Babies are born in one of the 2 ways available:- a vaginal birth or natural birth, and a surgical procedure known as a C-section.
Mothers without any complications can choose any option under the guidance of their doctor, but some mothers who have a small pelvis or have twins have to opt for C-section.
Females who want to know information about which method is suitable may look for the best obstetrics & gynaecology in Woodside. This is because a doctor will guide you on which method is suitable depending on various factors. Irrespective of your choice, taking a doctor’s advice is essential.
Procedure: C-section vs. vaginal birth
During a natural birth, the mother experiences labour, the cervix dilates to let the baby’s head come out. The uterus contracts to push the baby towards the vaginal opening. Natural deliveries are pretty painful, and the contraction of the uterus feels like a very strong menstrual cramp. However, some women opt for painkillers. Babies born in this method are exposed to microbes in the birth canal and have a boosted immune system.
On the other hand, C-section is a surgical procedure. It lasts for 45 minutes. A slit is made in the abdomen and uterus, and the baby is delivered. Later the umbilical cord is cut, and the placenta is removed, followed by the closing of the incision. This procedure is not painful as the mother is under the effect of anaesthesia or a spinal blocker.
Recovery:- C-section vs. vaginal birth
Recovery time for a Vaginal birth varies from woman to woman, but usually, women stay in hospital for 1-2 for postoperative care. Women, after delivering a baby naturally, may have menorrhoea, swelling, or cramps.

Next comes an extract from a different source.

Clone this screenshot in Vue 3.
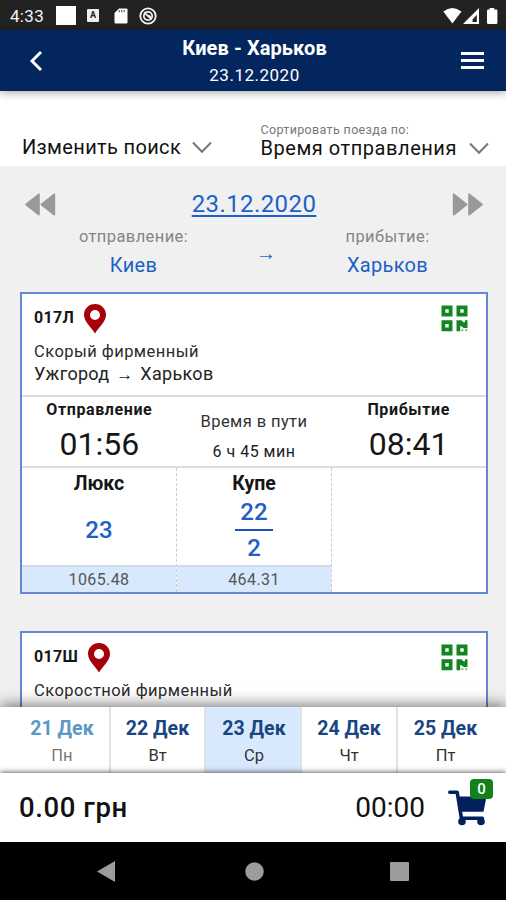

Recovery time in case of a C-section is longer than natural birth. Women are allowed to leave the hospital 3-4 days after the doctor removes their stitches.
Complications:- C-section vs vaginal birth
In a vaginal birth, women may experience a perineal tear. Perineal space is the area separating the vagina from the anus. The tear of this area usually heals in 4-6 weeks.
Sometimes a cut is made to enlarge the opening and is later stitched, which is often painful.
Similarly, C-section may have several complications and could risk the life of the mother or the baby.
These complications include:
- Bleeding or haemorrhage
- Allergic reaction to anaesthesia
- Blood clots
Women who have had C-section previously may have chances of uterine rupture. This can cause fatal bleeding.
Subsequent C-sections also commonly show implantation of the placenta in the uterine muscle beside the uterine lining and is known as placenta accreta. Another common complication of subsequent C-sections is placenta previa, in which the placenta partially or entirely covers the cervix.
The final aim of both methods is to make sure that the baby born is healthy and the mother is safe with no post-pregnancy complications. Also, depending on your health and other factors, your doctor will guide you on which method is right for you.